Taiwan’s Annual Seasonal Influenza Mass Vaccination Program—Lessons for Pandemic Planning

American Journal of Public Health
September 2018   108(53)
http://ajph.aphapublications.org/toc/ajph/current

INFLUENZA
Taiwan’s Annual Seasonal Influenza Mass Vaccination Program—Lessons for Pandemic Planning
Immunization/Vaccines, Public Health Practice, Health Policy
Diane Meyer, Matthew P. Shearer, Yi-Chien Chih, Yu-Chen Hsu, Yung-Ching Lin and Jennifer B. Nuzzo
108(S3), pp. S188–S193
Abstract
Rapid medical countermeasure (MCM) dispensing is an important intervention during a public health emergency. In the United States, MCM planning and exercising efforts have largely focused on dispensing therapeutics, with less emphasis on mass vaccination operations that would require additional specialized staff and infrastructure. Difficulties in distributing vaccines during the 2009 H1N1 influenza pandemic highlighted the need for enhanced planning and exercising of plans for conducting mass vaccination campaigns.

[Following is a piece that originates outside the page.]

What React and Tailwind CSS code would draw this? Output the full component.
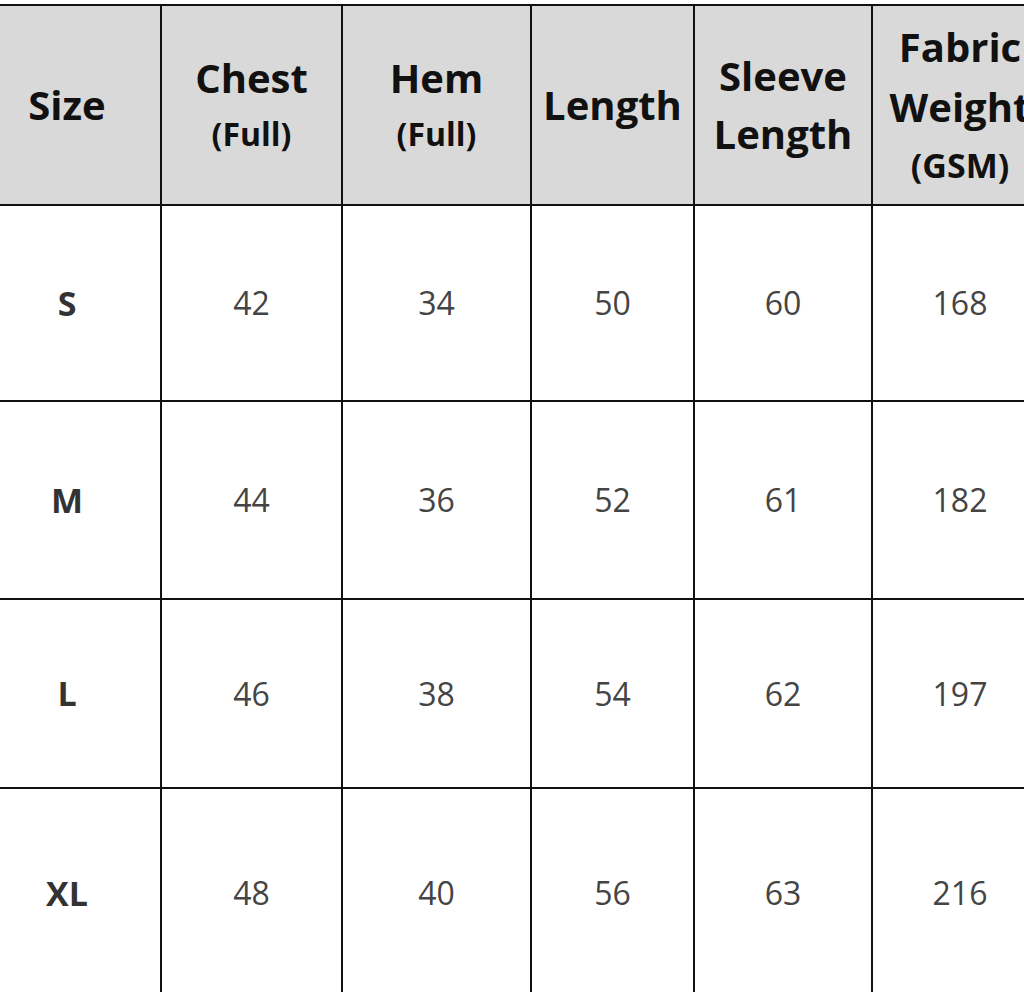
const columns = [
  { w: "w-[188px] -ml-[26px]", head: [["Size", "big"]] },
  { w: "w-[181px]", head: [["Chest", "big"], ["(Full)", "small"]] },
  { w: "w-[189px]", head: [["Hem", "big"], ["(Full)", "small"]] },
  { w: "w-[163px]", head: [["Length", "big"]] },
  { w: "w-[178px]", head: [["Sleeve", "big"], ["Length", "big"]] },
  { w: "w-[176px]", head: [["Fabric", "tall"], ["Weight", "tall"], ["(GSM)", "mid"]] },
];

const rows = [
  { h: "h-[196px]", cells: ["S", "42", "34", "50", "60", "168"] },
  { h: "h-[198px]", cells: ["M", "44", "36", "52", "61", "182"] },
  { h: "h-[189px]", cells: ["L", "46", "38", "54", "62", "197"] },
  { h: "h-[210px]", cells: ["XL", "48", "40", "56", "63", "216"] },
];

const headLine = {
  big: "text-[40px] leading-[58px]",
  tall: "text-[40px] leading-[60px]",
  mid: "text-[34px] leading-[56px]",
  small: "text-[32px] leading-[54px]",
};

export default function App() {
  return (
    <div
      className="w-[1024px] h-[992px] overflow-hidden bg-white pt-[4px]"
      style={{ fontFamily: '"Open Sans", "Noto Sans", sans-serif' }}
    >
      <div className="w-[1080px] border-t-2 border-[#111]">
        {/* Header row */}
        <div className="flex h-[200px] bg-[#d9d9d9] border-b-2 border-[#111]">
          {columns.map((col, i) => (
            <div
              key={i}
              className={`${col.w} shrink-0 border-r-2 border-[#111] flex flex-col items-center justify-center font-bold text-[#111]`}
            >
              {col.head.map(([text, size], j) => (
                <span key={j} className={`${headLine[size]} whitespace-nowrap`}>
                  {text}
                </span>
              ))}
            </div>
          ))}
        </div>

        {/* Body rows */}
        {rows.map((row, r) => (
          <div key={r} className={`flex ${row.h} border-b-2 border-[#111]`}>
            {row.cells.map((cell, i) => (
              <div
                key={i}
                className={`${columns[i].w} shrink-0 border-r-2 border-[#111] flex items-center justify-center`}
              >
                {i === 0 ? (
                  <span className="text-[34px] font-bold text-[#333]">{cell}</span>
                ) : (
                  <span className="text-[32px] text-[#444]">{cell}</span>
                )}
              </div>
            ))}
          </div>
        ))}
      </div>
    </div>
  );
}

In Taiwan, seasonal influenza mass vaccination campaigns are conducted annually, which both mitigate the effects of seasonal influenza and serve as functional exercises for mass vaccination operations during a pandemic. To identify lessons that can be applied to mass vaccination planning in the United States and elsewhere, we conducted an in-person observation and data review of Taiwan’s annual seasonal influenza mass vaccination efforts in October 2017.
We offer findings and recommendations for enhancing preparedness for seasonal and pandemic influenza and other public health emergencies that would require mass vaccination.